With enough consolidation, locked-in agrarian societies can produce adverse effects even for the land-controlling aristocrats at the top of the heap.  A case in point is what happened to the agrarian societies of Europe in the end-game stages of their aristocratic systems, with the rise of the modern nation-state.  (This, by the way, was not coequal to democracy, which came later.  It simply involved the evolution of more cohesive and powerful countries, in the sense that we now understand the word.)

Before the rise of the nation-state, Europe’s aristocrats were accustomed to pretty much incessantly competing with one another for power and prestige on the field of battle.  But nations couldn’t tolerate this if they were to become something more than just loose-knit conglomerations of squabbling fiefdoms.  So as nations grew stronger, the aristocrats within those nations were effectively barred from raising arms against one another. 
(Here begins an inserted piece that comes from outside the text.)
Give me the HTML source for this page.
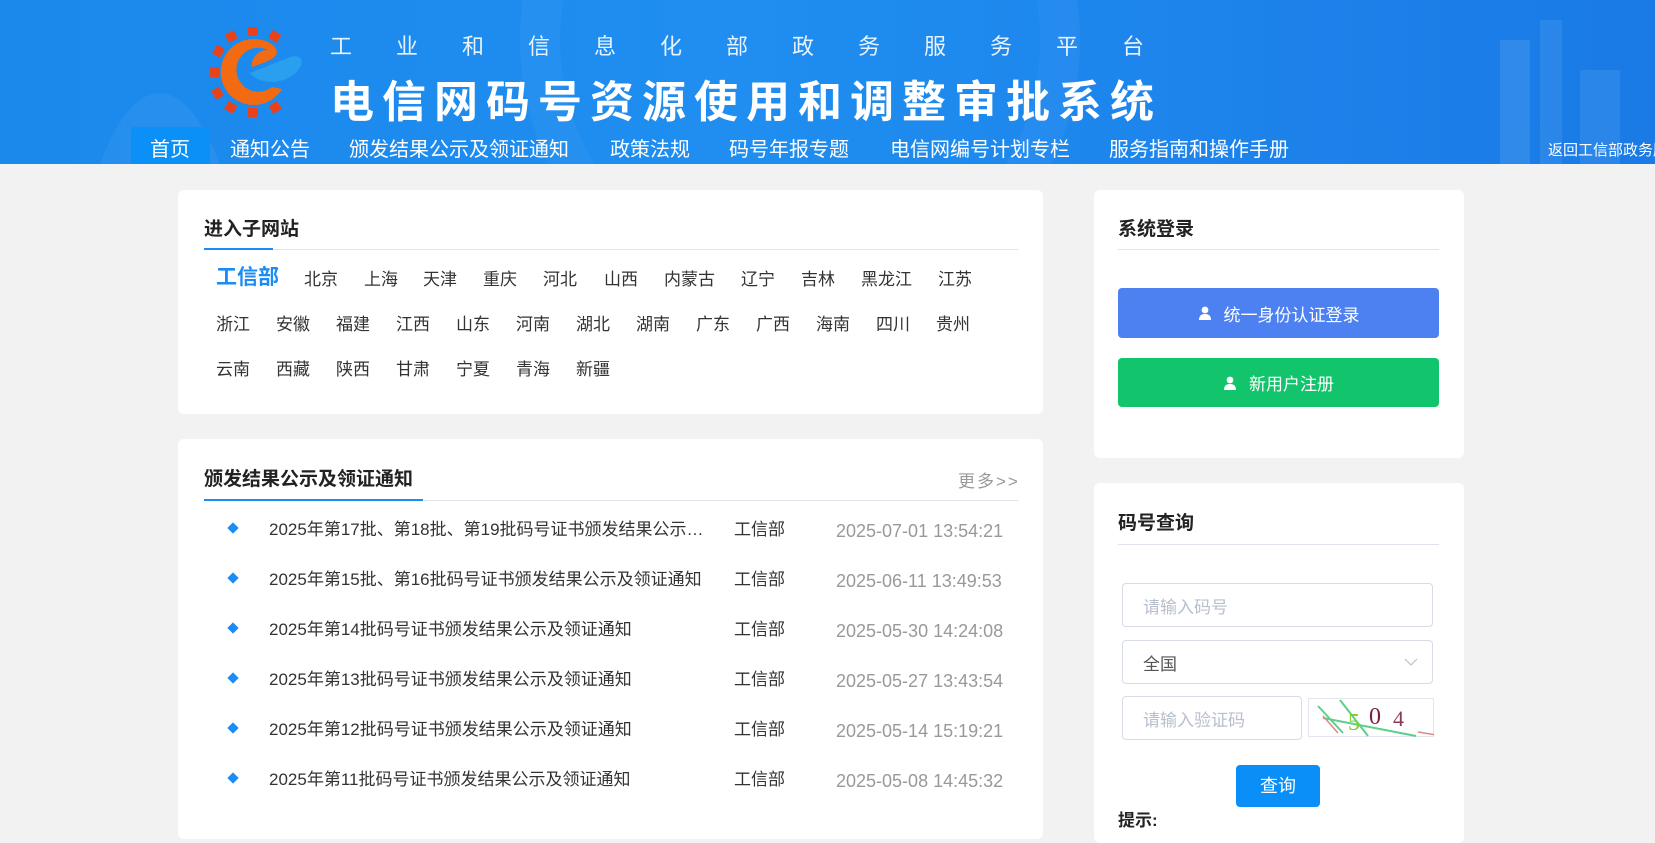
<!DOCTYPE html>
<html><head><meta charset="utf-8"><style>
*{margin:0;padding:0;box-sizing:border-box}
body{width:1655px;height:826px;overflow:hidden;background:#f2f2f2;font-family:"Liberation Sans","Noto Sans CJK SC",sans-serif;position:relative;color:#333}
.abs{position:absolute;white-space:nowrap}
.hdr{position:absolute;left:0;top:0;width:1655px;height:164px;background:linear-gradient(90deg,#1b88ec 0%,#1f8ef0 45%,#1a7ae6 100%)}
.nav{font-size:20px;color:#fff;top:133px}
.card{position:absolute;background:#fff;border-radius:6px}
.ct{font-size:19px;font-weight:bold;color:#222}
.rg{font-size:17px;color:#333}
.row{font-size:17px;color:#333}
.dt{color:#999;font-size:18px}
.dia{width:8px;height:8px;background:#1a8cf5;transform:rotate(45deg)}
.inp{position:absolute;border:1px solid #d6dbe6;border-radius:4px;background:#fff;font-size:17px;color:#b8bfcc;padding-left:20px;display:flex;align-items:center}
</style></head><body>
<div class="hdr">
  <svg class="abs" style="left:0;top:0" width="1655" height="164"><path d="M100 164 C130 80 180 60 220 164Z" fill="#3b9af2" opacity=".35"/><circle cx="800" cy="40" r="260" fill="none" stroke="#5fb0ff" stroke-opacity=".12" stroke-width="40"/><rect x="1500" y="40" width="30" height="124" fill="#6db5f5" opacity=".25"/><rect x="1540" y="20" width="22" height="144" fill="#6db5f5" opacity=".2"/><rect x="1580" y="70" width="40" height="94" fill="#6db5f5" opacity=".2"/></svg>
  <svg class="abs" style="left:210px;top:27px" width="96" height="90" viewBox="0 0 96 90">
    <g fill="#e8421a">
      <rect x="38" y="0" width="10" height="9"/><rect x="38" y="81" width="10" height="9"/><rect x="0" y="40" width="9" height="10"/>
      <rect x="16" y="5" width="10" height="9" transform="rotate(-30 21 9)"/><rect x="60" y="5" width="10" height="9" transform="rotate(30 65 9)"/>
      <rect x="3" y="20" width="10" height="9" transform="rotate(-60 8 24)"/><rect x="3" y="62" width="10" height="9" transform="rotate(60 8 66)"/>
      <rect x="16" y="76" width="10" height="9" transform="rotate(30 21 80)"/><rect x="60" y="76" width="10" height="9" transform="rotate(-30 65 80)"/>
    </g>
    <path d="M43 12 A33 33 0 1 0 72 62 L62 60 A22 22 0 1 1 60 24 C52 20 40 30 42 40 C52 36 62 34 66 28 C70 20 58 12 43 12Z" fill="#f26a12"/>
    <path d="M40 46 C55 40 70 34 80 30 C95 26 96 40 80 50 C66 58 48 56 40 46Z" fill="#2a9ff0"/>
  </svg>
  <div class="abs" style="left:330px;top:29px;font-size:22px;color:#e8f3ff;letter-spacing:44px">工业和信息化部政务服务平台</div>
  <div class="abs" style="left:330px;top:66px;font-size:44px;font-weight:bold;color:#fff;letter-spacing:8px">电信网码号资源使用和调整审批系统</div>
  <div class="abs" style="left:131px;top:127px;width:79px;height:37px;background:#0b90f7;border-radius:4px 4px 0 0"></div>
  <div class="abs nav" style="left:150px">首页</div>
  <div class="abs nav" style="left:230px">通知公告</div>
  <div class="abs nav" style="left:349px">颁发结果公示及领证通知</div>
  <div class="abs nav" style="left:610px">政策法规</div>
  <div class="abs nav" style="left:729px">码号年报专题</div>
  <div class="abs nav" style="left:890px">电信网编号计划专栏</div>
  <div class="abs nav" style="left:1109px">服务指南和操作手册</div>
  <div class="abs" style="left:1548px;top:139px;font-size:15px;color:#fff">返回工信部政务服务</div>
</div>

<div class="card" style="left:178px;top:190px;width:865px;height:224px"></div>
<div class="abs ct" style="left:204px;top:214px">进入子网站</div>
<div class="abs" style="left:204px;top:249px;width:814px;height:1px;background:#dfe4ec"></div>
<div class="abs" style="left:204px;top:248px;width:69px;height:2px;background:#1a8cf5"></div>
<div class="abs" style="left:216px;top:261px;font-size:21px;font-weight:bold;color:#1a8cf5">工信部</div>
<div class="abs rg" style="left:304px;top:265px">北京</div><div class="abs rg" style="left:364px;top:265px">上海</div><div class="abs rg" style="left:423px;top:265px">天津</div><div class="abs rg" style="left:483px;top:265px">重庆</div><div class="abs rg" style="left:543px;top:265px">河北</div><div class="abs rg" style="left:604px;top:265px">山西</div><div class="abs rg" style="left:664px;top:265px">内蒙古</div><div class="abs rg" style="left:741px;top:265px">辽宁</div><div class="abs rg" style="left:801px;top:265px">吉林</div><div class="abs rg" style="left:861px;top:265px">黑龙江</div><div class="abs rg" style="left:938px;top:265px">江苏</div>
<div class="abs rg" style="left:216px;top:310px">浙江</div><div class="abs rg" style="left:276px;top:310px">安徽</div><div class="abs rg" style="left:336px;top:310px">福建</div><div class="abs rg" style="left:396px;top:310px">江西</div><div class="abs rg" style="left:456px;top:310px">山东</div><div class="abs rg" style="left:516px;top:310px">河南</div><div class="abs rg" style="left:576px;top:310px">湖北</div><div class="abs rg" style="left:636px;top:310px">湖南</div><div class="abs rg" style="left:696px;top:310px">广东</div><div class="abs rg" style="left:756px;top:310px">广西</div><div class="abs rg" style="left:816px;top:310px">海南</div><div class="abs rg" style="left:876px;top:310px">四川</div><div class="abs rg" style="left:936px;top:310px">贵州</div>
<div class="abs rg" style="left:216px;top:355px">云南</div><div class="abs rg" style="left:276px;top:355px">西藏</div><div class="abs rg" style="left:336px;top:355px">陕西</div><div class="abs rg" style="left:396px;top:355px">甘肃</div><div class="abs rg" style="left:456px;top:355px">宁夏</div><div class="abs rg" style="left:516px;top:355px">青海</div><div class="abs rg" style="left:576px;top:355px">新疆</div>

<div class="card" style="left:178px;top:439px;width:865px;height:400px"></div>
<div class="abs ct" style="left:204px;top:464px">颁发结果公示及领证通知</div>
<div class="abs" style="left:958px;top:467px;font-size:17px;color:#999;letter-spacing:2px">更多&gt;&gt;</div>
<div class="abs" style="left:204px;top:500px;width:814px;height:1px;background:#dfe4ec"></div>
<div class="abs" style="left:204px;top:499px;width:219px;height:2px;background:#1a8cf5"></div>

<div class="abs dia" style="left:229px;top:524px"></div><div class="abs row" style="left:269px;top:515px">2025年第17批、第18批、第19批码号证书颁发结果公示…</div><div class="abs row" style="left:734px;top:515px">工信部</div><div class="abs dt" style="left:836px;top:521px">2025-07-01 13:54:21</div>
<div class="abs dia" style="left:229px;top:574px"></div><div class="abs row" style="left:269px;top:565px">2025年第15批、第16批码号证书颁发结果公示及领证通知</div><div class="abs row" style="left:734px;top:565px">工信部</div><div class="abs dt" style="left:836px;top:571px">2025-06-11 13:49:53</div>
<div class="abs dia" style="left:229px;top:624px"></div><div class="abs row" style="left:269px;top:615px">2025年第14批码号证书颁发结果公示及领证通知</div><div class="abs row" style="left:734px;top:615px">工信部</div><div class="abs dt" style="left:836px;top:621px">2025-05-30 14:24:08</div>
<div class="abs dia" style="left:229px;top:674px"></div><div class="abs row" style="left:269px;top:665px">2025年第13批码号证书颁发结果公示及领证通知</div><div class="abs row" style="left:734px;top:665px">工信部</div><div class="abs dt" style="left:836px;top:671px">2025-05-27 13:43:54</div>
<div class="abs dia" style="left:229px;top:724px"></div><div class="abs row" style="left:269px;top:715px">2025年第12批码号证书颁发结果公示及领证通知</div><div class="abs row" style="left:734px;top:715px">工信部</div><div class="abs dt" style="left:836px;top:721px">2025-05-14 15:19:21</div>
<div class="abs dia" style="left:229px;top:774px"></div><div class="abs row" style="left:269px;top:765px">2025年第11批码号证书颁发结果公示及领证通知</div><div class="abs row" style="left:734px;top:765px">工信部</div><div class="abs dt" style="left:836px;top:771px">2025-05-08 14:45:32</div>

<div class="card" style="left:1094px;top:190px;width:370px;height:268px"></div>
<div class="abs ct" style="left:1118px;top:214px">系统登录</div>
<div class="abs" style="left:1118px;top:249px;width:321px;height:1px;background:#dfe4ec"></div>
<div class="abs" style="left:1118px;top:288px;width:321px;height:50px;background:#4d80f0;border-radius:4px;color:#fff;font-size:17px;display:flex;align-items:center;justify-content:center"><svg width="14" height="14" viewBox="0 0 14 14" style="margin-right:12px"><circle cx="7" cy="4" r="3.4" fill="#fff"/><path d="M1 14C1 9 4 8 7 8S13 9 13 14Z" fill="#fff"/></svg>统一身份认证登录</div>
<div class="abs" style="left:1118px;top:358px;width:321px;height:49px;background:#12c46b;border-radius:4px;color:#fff;font-size:17px;display:flex;align-items:center;justify-content:center"><svg width="14" height="14" viewBox="0 0 14 14" style="margin-right:12px"><circle cx="7" cy="4" r="3.4" fill="#fff"/><path d="M1 14C1 9 4 8 7 8S13 9 13 14Z" fill="#fff"/></svg>新用户注册</div>

<div class="card" style="left:1094px;top:483px;width:370px;height:360px"></div>
<div class="abs ct" style="left:1118px;top:508px">码号查询</div>
<div class="abs" style="left:1118px;top:544px;width:321px;height:1px;background:#dfe4ec"></div>
<div class="inp" style="left:1122px;top:583px;width:311px;height:44px">请输入码号</div>
<div class="inp" style="left:1122px;top:640px;width:311px;height:44px;color:#555">全国<svg class="abs" style="right:14px;top:17px" width="14" height="9"><path d="M1 1L7 7L13 1" fill="none" stroke="#c0c7d3" stroke-width="1.3"/></svg></div>
<div class="inp" style="left:1122px;top:696px;width:180px;height:44px">请输入验证码</div>
<svg class="abs" style="left:1308px;top:698px" width="126" height="39" viewBox="0 0 126 39"><rect x=".5" y=".5" width="125" height="38" fill="#fff" stroke="#e2e6ee"/><path d="M10 8L35 35M32 2L60 38M15 20L108 38" stroke="#5ccf8a" stroke-width="2"/><path d="M15 18L30 35M110 34L128 37" stroke="#d88" stroke-width="1.5"/><text x="40" y="32" font-size="24" fill="#7bd02a" font-family="Liberation Serif">5</text><text x="61" y="26" font-size="24" fill="#7a1f3e" font-family="Liberation Serif">0</text><text x="85" y="28" font-size="22" fill="#8a3a5a" font-family="Liberation Serif">4</text></svg>
<div class="abs" style="left:1236px;top:765px;width:84px;height:42px;background:#0a8ff8;border-radius:4px;color:#fff;font-size:18px;text-align:center;line-height:42px">查询</div>
<div class="abs" style="left:1118px;top:806px;font-size:17px;font-weight:bold;color:#222">提示:</div>
</body></html>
They didn’t stop jockeying with one another for position and power, though.  Their arena just shifted from the battlefield to the royal court.

An interesting concurrent development is that during this same period, male aristocrats began adopting increasingly refined ways.  This ultimately reached the point where they wore velvet bows in their elegantly coifed hair, went around in silk pedal pushers and stockings, and carried perfumed lace hankies up their sleeves. 

Was this all just a coincidence?  There are reasons to believe otherwise.

The aristocrats of this age made a very deliberate and concerted effort to project an image of cultivation and refinement, because it was one of the few socially acceptable ways in which they could maintain their habit of continually one-upping one another.  It was beneficial for them to wear elaborately fancy clothing in the same way that it boosted their status to commission symphonies (which, incidentally, accounts for why so much of the world’s stock of such music originated in this era).

Projecting an image of refinement at court also helped advance the fortunes of an aristocrat in other ways. 

Bear in mind that the power equation at court involved cultivating others with power.  This required lots of charming and wooing—and of a highly competitive sort, because everybody else was trying to do the same thing.  The situation strongly favored a less threatening, more ingratiating style and manner.  A refined image, as opposed to one of raw power, was best suited to the need.

Also, because it wouldn’t help anybody anymore to be seen as an old-style bash-your-neighbor-type warrior-thug, the aristocrats learned to create at least the appearance of being cooperative with one another, while continuing to look for more subtle ways to do their rivals a dirty.   In other words, they became catty.  Moreover, given that the perceptions of others were of key importance, the aristocrats learned how to get a lot of mileage out of gossip.

By becoming prevalent, such behaviors became socially "normal."  But did they feel natural to the men who were expected to adopt them?  How did the more traditional warrior-chieftain nobles react to the new custom, in at least one royal court, of requesting admittance to a room not by knocking, but by using an elongated fingernail to scratch on the door?   And could they have failed to experience a certain knot in the gut to see serious power shifting to the dandified courtiers who were better suited to this new environment?